50. In addition to the outreach, I have also included a frontline managers conference in my annual schedule. This is a conference where we bring frontline bank branch managers, MFIs, SHGs and some low income households together for a one day intensive, free flowing and informal discussion on the problems in the supply and demand of banking services to the poor. The last such conference was held in Pune in March. Several of the participants narrated their tales of woe to me - bank managers have no time for them; they have to wait long hours at the end of which they are asked to come some other time; the documentation required of them is not indicated to them all at once, but done piecemeal, frustrating them and multiplying the transaction costs; the paper work is exacting; they discover hidden costs only after the transaction is completed; the attitude of the bank staff is unsympathetic if also uncivil.
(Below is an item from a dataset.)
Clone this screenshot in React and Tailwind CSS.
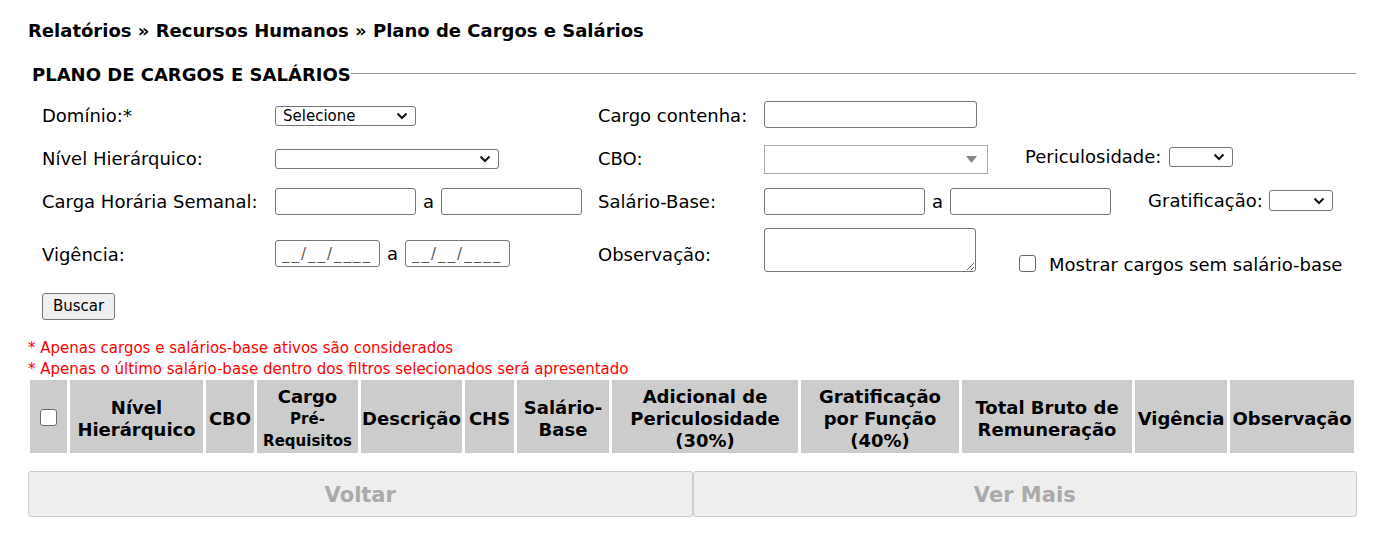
import React from "react";

const font = "font-['DejaVu_Sans',sans-serif]";

const Chevron = () => (
  <svg width="12" height="8" viewBox="0 0 12 8" className="shrink-0">
    <path d="M1.5 1.5 L6 6 L10.5 1.5" fill="none" stroke="#111" strokeWidth="2" />
  </svg>
);

const FakeSelect = ({ className, text }) => (
  <div
    className={`flex items-center justify-between border border-[#767676] rounded-[3px] bg-white px-[7px] text-[15px] leading-[18px] text-black ${className}`}
  >
    <span>{text}</span>
    <Chevron />
  </div>
);

const TextBox = ({ className, value }) => (
  <input
    type="text"
    readOnly
    value={value || ""}
    className={`border border-[#767676] rounded-[3px] bg-white px-[6px] text-[15px] text-[#555] ${className}`}
  />
);

const CheckBox = ({ className }) => (
  <span
    role="checkbox"
    aria-checked="false"
    className={`inline-block shrink-0 w-[17px] h-[17px] border border-[#6b6b6b] rounded-[3px] bg-white ${className || ""}`}
  />
);

const Label = ({ children }) => <span className="text-[18px] text-black">{children}</span>;

const headers = [
  { w: "w-[133px]", label: ["Nível", "Hierárquico"] },
  { w: "w-[48px]", label: ["CBO"] },
  { w: "w-[101px]", label: "cargo" },
  { w: "w-[101px]", label: ["Descrição"] },
  { w: "w-[49px]", label: ["CHS"] },
  { w: "w-[92px]", label: ["Salário-", "Base"] },
  { w: "w-[186px]", label: ["Adicional de", "Periculosidade", "(30%)"] },
  { w: "w-[158px]", label: ["Gratificação", "por Função", "(40%)"] },
  { w: "w-[170px]", label: ["Total Bruto de", "Remuneração"] },
  { w: "w-[92px]", label: ["Vigência"] },
  { w: "w-[124px]", label: ["Observação"] },
];

export default function App() {
  return (
    <div className={`${font} bg-white w-[1400px] h-[543px] px-[28px] pt-[20px] text-black`}>
      <h1 className="text-[18px] font-bold leading-[22px]">
        Relatórios » Recursos Humanos » Plano de Cargos e Salários
      </h1>

      <div className="flex items-center mt-[22px] h-[20px] mr-[16px]">
        <span className="pl-[4px] text-[18px] font-bold">PLANO DE CARGOS E SALÁRIOS</span>
        <div className="flex-1 h-px bg-[#999] mt-[-2px]" />
      </div>

      <div className="pl-[14px] mt-[10px] grid grid-cols-[233px_323px_166px_1fr] grid-rows-[43px_43px_43px_58px] items-center">
        {/* row 1 */}
        <Label>Domínio:*</Label>
        <div className="flex">
          <FakeSelect className="w-[141px] h-[20px]" text="Selecione" />
        </div>
        <Label>Cargo contenha:</Label>
        <div className="flex">
          <TextBox className="w-[213px] h-[27px] mt-[-2px]" />
        </div>

        {/* row 2 */}
        <Label>Nível Hierárquico:</Label>
        <div className="flex">
          <FakeSelect className="w-[224px] h-[20px]" text="" />
        </div>
        <Label>CBO:</Label>
        <div className="flex items-center">
          <div className="w-[224px] h-[29px] border border-[#aaa] bg-white flex items-center justify-end pr-[10px] mt-[1px]">
            <svg width="11" height="7" viewBox="0 0 11 7">
              <path d="M0 0 H11 L5.5 7 Z" fill="#888" />
            </svg>
          </div>
          <span className="ml-[37px] mr-[8px] text-[18px] mt-[-4px]">Periculosidade:</span>
          <FakeSelect className="w-[64px] h-[20px] mt-[-4px]" text="" />
        </div>

        {/* row 3 */}
        <Label>Carga Horária Semanal:</Label>
        <div className="flex items-center">
          <TextBox className="w-[141px] h-[27px]" />
          <span className="text-[18px] mx-[7px]">a</span>
          <TextBox className="w-[141px] h-[27px]" />
        </div>
        <Label>Salário-Base:</Label>
        <div className="flex items-center">
          <TextBox className="w-[161px] h-[27px]" />
          <span className="text-[18px] mx-[7px]">a</span>
          <TextBox className="w-[161px] h-[27px]" />
          <span className="ml-[37px] mr-[6px] text-[18px] mt-[-2px]">Gratificação:</span>
          <FakeSelect className="w-[64px] h-[21px] mt-[-2px]" text="" />
        </div>

        {/* row 4 */}
        <span className="text-[18px] mt-[4px]">Vigência:</span>
        <div className="flex items-center mt-[3px]">
          <TextBox className="w-[105px] h-[27px] tracking-[2px]" value="__/__/____" />
          <span className="text-[18px] mx-[7px]">a</span>
          <TextBox className="w-[105px] h-[27px] tracking-[2px]" value="__/__/____" />
        </div>
        <span className="text-[18px] mt-[4px]">Observação:</span>
        <div className="flex items-start">
          <textarea
            readOnly
            className="w-[212px] h-[44px] border border-[#767676] rounded-[3px] bg-white mt-[-2px]"
          />
          <label className="flex items-end ml-[43px] mt-[24px]">
            <CheckBox className="mb-[3px]" />
            <span className="ml-[13px] text-[18px] leading-[21px]">Mostrar cargos sem salário-base</span>
          </label>
        </div>
      </div>

      <div className="pl-[14px] mt-[12px]">
        <button className="h-[27px] px-[10px] bg-[#efefef] border border-[#767676] rounded-[3px] text-[15px]">
          Buscar
        </button>
      </div>

      <div className="mt-[18px] text-[15px] leading-[21px] text-[#f00]">
        <p>* Apenas cargos e salários-base ativos são considerados</p>
        <p>* Apenas o último salário-base dentro dos filtros selecionados será apresentado</p>
      </div>

      <table className="mt-[-3px] border-separate border-spacing-[3px] table-fixed w-[1330px] -ml-[1px]">
        <thead>
          <tr className="h-[73px]">
            <th className="w-[37px] bg-[#ccc] p-0 align-middle">
              <div className="flex justify-center pt-[2px]">
                <CheckBox />
              </div>
            </th>
            {headers.map((h, i) => (
              <th
                key={i}
                className={`${h.w} bg-[#ccc] p-0 pt-[4px] text-center align-middle text-[18px] font-bold leading-[22px]`}
              >
                {h.label === "cargo" ? (
                  <>
                    <div>Cargo</div>
                    <div className="text-[15px] leading-[22px]">
                      Pré-
                      <br />
                      Requisitos
                    </div>
                  </>
                ) : (
                  h.label.map((l, j) => <div key={j}>{l}</div>)
                )}
              </th>
            ))}
          </tr>
        </thead>
      </table>

      <div className="flex mt-[15px] w-[1329px]">
        <button className="flex-1 h-[46px] pt-[3px] bg-[#eee] border border-[#ccc] rounded-[3px] text-[21px] font-bold text-[#aaa]">
          Voltar
        </button>
        <button className="flex-1 h-[46px] pt-[3px] bg-[#eee] border border-[#ccc] rounded-[3px] text-[21px] font-bold text-[#aaa]">
          Ver Mais
        </button>
      </div>
    </div>
  );
}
The general impression I got is that frontline branch managers treat ‘no frills’ accounts as a ‘nuisance’ and low income households as an intrusion into their time and their business. This is disappointing to say the least.
51. As I have said on several previous occasions, banks should look upon financial inclusion not as an obligation but as an opportunity to build ‘fortune at the bottom of the pyramid’. I am also conscious that the bulk of our effort so far has been from the supply side - opening branches, appointing BCs and opening accounts that remain largely inoperative. If this is all that happens, the entire effort is both futile and wasteful. We need to supplement that supply side effort by a demand side effort - by reaching out to people left behind, inspiring their trust and confidence in the banking system and supporting them in improving the quality of their lives. Such a change in mindset is very important if we are to achieve meaningful financial inclusion. In other words, ‘touching hearts and spreading smiles’ requires both a smart mind and a kind heart.
52. In conclusion, my best wishes to the CMD, directors on the board, officers and staff of IOB on this historic occasion of your bank’s platinum jubilee. I wish you every success in your endeavour of ‘touching hearts and spreading smiles’.